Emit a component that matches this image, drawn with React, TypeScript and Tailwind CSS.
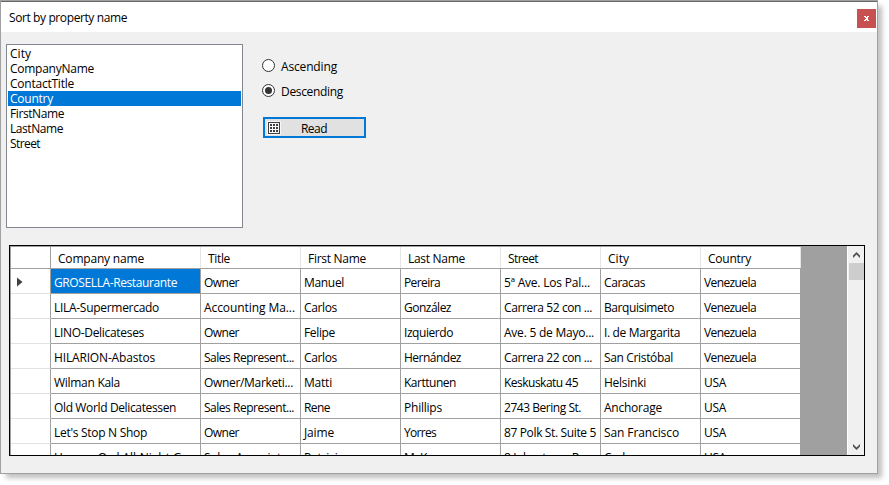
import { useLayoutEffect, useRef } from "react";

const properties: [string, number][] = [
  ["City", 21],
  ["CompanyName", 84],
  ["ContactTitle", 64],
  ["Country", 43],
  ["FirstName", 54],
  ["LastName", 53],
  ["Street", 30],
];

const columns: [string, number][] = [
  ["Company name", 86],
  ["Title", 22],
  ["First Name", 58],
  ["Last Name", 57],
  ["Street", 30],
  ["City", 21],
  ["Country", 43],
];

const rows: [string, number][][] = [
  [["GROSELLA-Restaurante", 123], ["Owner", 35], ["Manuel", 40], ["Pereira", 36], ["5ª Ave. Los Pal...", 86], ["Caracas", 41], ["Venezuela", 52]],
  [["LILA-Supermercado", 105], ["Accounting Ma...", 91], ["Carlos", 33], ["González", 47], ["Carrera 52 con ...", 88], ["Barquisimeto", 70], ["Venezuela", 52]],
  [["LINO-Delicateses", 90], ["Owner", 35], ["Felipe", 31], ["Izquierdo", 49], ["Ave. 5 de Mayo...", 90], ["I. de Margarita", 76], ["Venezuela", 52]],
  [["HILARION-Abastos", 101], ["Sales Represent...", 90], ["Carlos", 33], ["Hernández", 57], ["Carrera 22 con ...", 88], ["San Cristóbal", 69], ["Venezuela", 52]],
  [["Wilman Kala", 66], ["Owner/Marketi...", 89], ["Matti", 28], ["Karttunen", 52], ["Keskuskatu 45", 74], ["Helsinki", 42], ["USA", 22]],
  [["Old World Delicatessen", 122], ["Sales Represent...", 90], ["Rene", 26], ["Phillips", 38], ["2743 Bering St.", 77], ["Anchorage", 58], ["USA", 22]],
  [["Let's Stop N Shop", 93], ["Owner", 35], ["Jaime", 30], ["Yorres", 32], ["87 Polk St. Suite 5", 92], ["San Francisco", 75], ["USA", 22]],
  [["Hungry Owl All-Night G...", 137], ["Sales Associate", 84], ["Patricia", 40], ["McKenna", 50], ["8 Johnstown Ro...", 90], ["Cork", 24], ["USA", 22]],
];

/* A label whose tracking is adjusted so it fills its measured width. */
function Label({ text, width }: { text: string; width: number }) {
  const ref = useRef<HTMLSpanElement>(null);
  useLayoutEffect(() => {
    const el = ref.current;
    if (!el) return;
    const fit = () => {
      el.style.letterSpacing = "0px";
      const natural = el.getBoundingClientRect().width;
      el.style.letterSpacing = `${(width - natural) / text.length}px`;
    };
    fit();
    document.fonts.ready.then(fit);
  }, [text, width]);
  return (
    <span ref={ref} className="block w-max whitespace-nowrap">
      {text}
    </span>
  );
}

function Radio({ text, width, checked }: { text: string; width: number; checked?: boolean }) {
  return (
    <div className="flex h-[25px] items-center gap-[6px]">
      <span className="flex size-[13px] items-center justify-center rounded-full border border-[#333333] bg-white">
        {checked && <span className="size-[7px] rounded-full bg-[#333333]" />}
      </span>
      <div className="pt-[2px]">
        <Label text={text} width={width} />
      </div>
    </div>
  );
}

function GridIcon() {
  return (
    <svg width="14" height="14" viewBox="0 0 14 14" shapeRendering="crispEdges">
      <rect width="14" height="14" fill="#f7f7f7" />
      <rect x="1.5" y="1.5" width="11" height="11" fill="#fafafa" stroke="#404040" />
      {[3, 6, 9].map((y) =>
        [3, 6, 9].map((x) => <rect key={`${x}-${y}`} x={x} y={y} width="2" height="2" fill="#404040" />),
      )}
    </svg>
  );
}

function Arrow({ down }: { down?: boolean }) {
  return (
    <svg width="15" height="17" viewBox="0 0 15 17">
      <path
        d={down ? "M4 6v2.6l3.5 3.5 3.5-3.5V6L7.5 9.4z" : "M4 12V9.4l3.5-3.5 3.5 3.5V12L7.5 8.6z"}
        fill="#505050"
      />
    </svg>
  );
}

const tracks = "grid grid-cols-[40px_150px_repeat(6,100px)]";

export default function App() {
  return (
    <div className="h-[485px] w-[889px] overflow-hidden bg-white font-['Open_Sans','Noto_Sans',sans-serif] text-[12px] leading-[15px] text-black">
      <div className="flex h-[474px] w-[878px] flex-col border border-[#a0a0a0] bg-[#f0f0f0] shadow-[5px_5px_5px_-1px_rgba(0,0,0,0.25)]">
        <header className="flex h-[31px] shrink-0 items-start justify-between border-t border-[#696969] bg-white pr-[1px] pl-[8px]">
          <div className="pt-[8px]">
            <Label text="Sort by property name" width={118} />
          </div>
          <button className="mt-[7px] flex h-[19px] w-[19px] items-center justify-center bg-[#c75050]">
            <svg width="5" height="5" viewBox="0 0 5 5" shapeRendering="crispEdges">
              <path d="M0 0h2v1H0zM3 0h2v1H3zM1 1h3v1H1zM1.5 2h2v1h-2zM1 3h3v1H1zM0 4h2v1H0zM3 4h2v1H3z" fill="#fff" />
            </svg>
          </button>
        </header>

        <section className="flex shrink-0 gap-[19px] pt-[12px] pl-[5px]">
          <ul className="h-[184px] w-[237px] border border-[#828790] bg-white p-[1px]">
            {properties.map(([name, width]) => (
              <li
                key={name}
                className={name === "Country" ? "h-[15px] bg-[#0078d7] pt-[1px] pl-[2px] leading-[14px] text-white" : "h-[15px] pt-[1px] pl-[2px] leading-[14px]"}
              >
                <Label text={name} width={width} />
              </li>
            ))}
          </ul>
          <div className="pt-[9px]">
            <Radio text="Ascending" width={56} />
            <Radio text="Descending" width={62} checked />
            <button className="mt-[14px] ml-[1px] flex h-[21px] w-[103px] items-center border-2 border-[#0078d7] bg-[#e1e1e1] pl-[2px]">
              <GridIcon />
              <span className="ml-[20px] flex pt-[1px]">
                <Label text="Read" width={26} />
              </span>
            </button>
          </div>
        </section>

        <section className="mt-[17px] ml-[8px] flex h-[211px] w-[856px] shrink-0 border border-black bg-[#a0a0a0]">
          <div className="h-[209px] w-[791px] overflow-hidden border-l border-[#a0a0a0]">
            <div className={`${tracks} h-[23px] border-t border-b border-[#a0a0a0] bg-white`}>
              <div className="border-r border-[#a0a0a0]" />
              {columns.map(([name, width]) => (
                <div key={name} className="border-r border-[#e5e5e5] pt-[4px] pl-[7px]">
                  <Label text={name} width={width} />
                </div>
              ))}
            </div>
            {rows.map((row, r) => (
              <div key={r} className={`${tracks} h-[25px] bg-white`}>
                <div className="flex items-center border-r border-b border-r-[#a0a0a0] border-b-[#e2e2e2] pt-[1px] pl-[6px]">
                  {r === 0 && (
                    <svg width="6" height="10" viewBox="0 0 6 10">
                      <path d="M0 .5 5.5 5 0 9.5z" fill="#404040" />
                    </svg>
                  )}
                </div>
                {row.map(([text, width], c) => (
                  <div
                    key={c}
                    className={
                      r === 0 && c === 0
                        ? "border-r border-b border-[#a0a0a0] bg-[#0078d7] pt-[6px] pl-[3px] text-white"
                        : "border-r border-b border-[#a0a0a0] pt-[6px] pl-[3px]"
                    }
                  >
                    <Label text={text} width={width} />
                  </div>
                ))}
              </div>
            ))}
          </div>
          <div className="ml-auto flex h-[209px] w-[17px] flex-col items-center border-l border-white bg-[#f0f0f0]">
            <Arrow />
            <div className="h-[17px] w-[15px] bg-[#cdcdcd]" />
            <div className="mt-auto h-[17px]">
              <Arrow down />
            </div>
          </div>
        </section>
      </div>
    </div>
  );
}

* * *

● **EXERCISE TASK**:
In this exercise, set down all of the data exactly, without the pictures.

● **RESULT OF THE EXERCISE**:
Emit a component that matches this image, drawn with React, TypeScript and Tailwind CSS.
import { useLayoutEffect, useRef } from "react";

const properties: [string, number][] = [
  ["City", 21],
  ["CompanyName", 84],
  ["ContactTitle", 64],
  ["Country", 43],
  ["FirstName", 54],
  ["LastName", 53],
  ["Street", 30],
];

const columns: [string, number][] = [
  ["Company name", 86],
  ["Title", 22],
  ["First Name", 58],
  ["Last Name", 57],
  ["Street", 30],
  ["City", 21],
  ["Country", 43],
];

const rows: [string, number][][] = [
  [["GROSELLA-Restaurante", 123], ["Owner", 35], ["Manuel", 40], ["Pereira", 36], ["5ª Ave. Los Pal...", 86], ["Caracas", 41], ["Venezuela", 52]],
  [["LILA-Supermercado", 105], ["Accounting Ma...", 91], ["Carlos", 33], ["González", 47], ["Carrera 52 con ...", 88], ["Barquisimeto", 70], ["Venezuela", 52]],
  [["LINO-Delicateses", 90], ["Owner", 35], ["Felipe", 31], ["Izquierdo", 49], ["Ave. 5 de Mayo...", 90], ["I. de Margarita", 76], ["Venezuela", 52]],
  [["HILARION-Abastos", 101], ["Sales Represent...", 90], ["Carlos", 33], ["Hernández", 57], ["Carrera 22 con ...", 88], ["San Cristóbal", 69], ["Venezuela", 52]],
  [["Wilman Kala", 66], ["Owner/Marketi...", 89], ["Matti", 28], ["Karttunen", 52], ["Keskuskatu 45", 74], ["Helsinki", 42], ["USA", 22]],
  [["Old World Delicatessen", 122], ["Sales Represent...", 90], ["Rene", 26], ["Phillips", 38], ["2743 Bering St.", 77], ["Anchorage", 58], ["USA", 22]],
  [["Let's Stop N Shop", 93], ["Owner", 35], ["Jaime", 30], ["Yorres", 32], ["87 Polk St. Suite 5", 92], ["San Francisco", 75], ["USA", 22]],
  [["Hungry Owl All-Night G...", 137], ["Sales Associate", 84], ["Patricia", 40], ["McKenna", 50], ["8 Johnstown Ro...", 90], ["Cork", 24], ["USA", 22]],
];

/* A label whose tracking is adjusted so it fills its measured width. */
function Label({ text, width }: { text: string; width: number }) {
  const ref = useRef<HTMLSpanElement>(null);
  useLayoutEffect(() => {
    const el = ref.current;
    if (!el) return;
    const fit = () => {
      el.style.letterSpacing = "0px";
      const natural = el.getBoundingClientRect().width;
      el.style.letterSpacing = `${(width - natural) / text.length}px`;
    };
    fit();
    document.fonts.ready.then(fit);
  }, [text, width]);
  return (
    <span ref={ref} className="block w-max whitespace-nowrap">
      {text}
    </span>
  );
}

function Radio({ text, width, checked }: { text: string; width: number; checked?: boolean }) {
  return (
    <div className="flex h-[25px] items-center gap-[6px]">
      <span className="flex size-[13px] items-center justify-center rounded-full border border-[#333333] bg-white">
        {checked && <span className="size-[7px] rounded-full bg-[#333333]" />}
      </span>
      <div className="pt-[2px]">
        <Label text={text} width={width} />
      </div>
    </div>
  );
}

function GridIcon() {
  return (
    <svg width="14" height="14" viewBox="0 0 14 14" shapeRendering="crispEdges">
      <rect width="14" height="14" fill="#f7f7f7" />
      <rect x="1.5" y="1.5" width="11" height="11" fill="#fafafa" stroke="#404040" />
      {[3, 6, 9].map((y) =>
        [3, 6, 9].map((x) => <rect key={`${x}-${y}`} x={x} y={y} width="2" height="2" fill="#404040" />),
      )}
    </svg>
  );
}

function Arrow({ down }: { down?: boolean }) {
  return (
    <svg width="15" height="17" viewBox="0 0 15 17">
      <path
        d={down ? "M4 6v2.6l3.5 3.5 3.5-3.5V6L7.5 9.4z" : "M4 12V9.4l3.5-3.5 3.5 3.5V12L7.5 8.6z"}
        fill="#505050"
      />
    </svg>
  );
}

const tracks = "grid grid-cols-[40px_150px_repeat(6,100px)]";

export default function App() {
  return (
    <div className="h-[485px] w-[889px] overflow-hidden bg-white font-['Open_Sans','Noto_Sans',sans-serif] text-[12px] leading-[15px] text-black">
      <div className="flex h-[474px] w-[878px] flex-col border border-[#a0a0a0] bg-[#f0f0f0] shadow-[5px_5px_5px_-1px_rgba(0,0,0,0.25)]">
        <header className="flex h-[31px] shrink-0 items-start justify-between border-t border-[#696969] bg-white pr-[1px] pl-[8px]">
          <div className="pt-[8px]">
            <Label text="Sort by property name" width={118} />
          </div>
          <button className="mt-[7px] flex h-[19px] w-[19px] items-center justify-center bg-[#c75050]">
            <svg width="5" height="5" viewBox="0 0 5 5" shapeRendering="crispEdges">
              <path d="M0 0h2v1H0zM3 0h2v1H3zM1 1h3v1H1zM1.5 2h2v1h-2zM1 3h3v1H1zM0 4h2v1H0zM3 4h2v1H3z" fill="#fff" />
            </svg>
          </button>
        </header>

        <section className="flex shrink-0 gap-[19px] pt-[12px] pl-[5px]">
          <ul className="h-[184px] w-[237px] border border-[#828790] bg-white p-[1px]">
            {properties.map(([name, width]) => (
              <li
                key={name}
                className={name === "Country" ? "h-[15px] bg-[#0078d7] pt-[1px] pl-[2px] leading-[14px] text-white" : "h-[15px] pt-[1px] pl-[2px] leading-[14px]"}
              >
                <Label text={name} width={width} />
              </li>
            ))}
          </ul>
          <div className="pt-[9px]">
            <Radio text="Ascending" width={56} />
            <Radio text="Descending" width={62} checked />
            <button className="mt-[14px] ml-[1px] flex h-[21px] w-[103px] items-center border-2 border-[#0078d7] bg-[#e1e1e1] pl-[2px]">
              <GridIcon />
              <span className="ml-[20px] flex pt-[1px]">
                <Label text="Read" width={26} />
              </span>
            </button>
          </div>
        </section>

        <section className="mt-[17px] ml-[8px] flex h-[211px] w-[856px] shrink-0 border border-black bg-[#a0a0a0]">
          <div className="h-[209px] w-[791px] overflow-hidden border-l border-[#a0a0a0]">
            <div className={`${tracks} h-[23px] border-t border-b border-[#a0a0a0] bg-white`}>
              <div className="border-r border-[#a0a0a0]" />
              {columns.map(([name, width]) => (
                <div key={name} className="border-r border-[#e5e5e5] pt-[4px] pl-[7px]">
                  <Label text={name} width={width} />
                </div>
              ))}
            </div>
            {rows.map((row, r) => (
              <div key={r} className={`${tracks} h-[25px] bg-white`}>
                <div className="flex items-center border-r border-b border-r-[#a0a0a0] border-b-[#e2e2e2] pt-[1px] pl-[6px]">
                  {r === 0 && (
                    <svg width="6" height="10" viewBox="0 0 6 10">
                      <path d="M0 .5 5.5 5 0 9.5z" fill="#404040" />
                    </svg>
                  )}
                </div>
                {row.map(([text, width], c) => (
                  <div
                    key={c}
                    className={
                      r === 0 && c === 0
                        ? "border-r border-b border-[#a0a0a0] bg-[#0078d7] pt-[6px] pl-[3px] text-white"
                        : "border-r border-b border-[#a0a0a0] pt-[6px] pl-[3px]"
                    }
                  >
                    <Label text={text} width={width} />
                  </div>
                ))}
              </div>
            ))}
          </div>
          <div className="ml-auto flex h-[209px] w-[17px] flex-col items-center border-l border-white bg-[#f0f0f0]">
            <Arrow />
            <div className="h-[17px] w-[15px] bg-[#cdcdcd]" />
            <div className="mt-auto h-[17px]">
              <Arrow down />
            </div>
          </div>
        </section>
      </div>
    </div>
  );
}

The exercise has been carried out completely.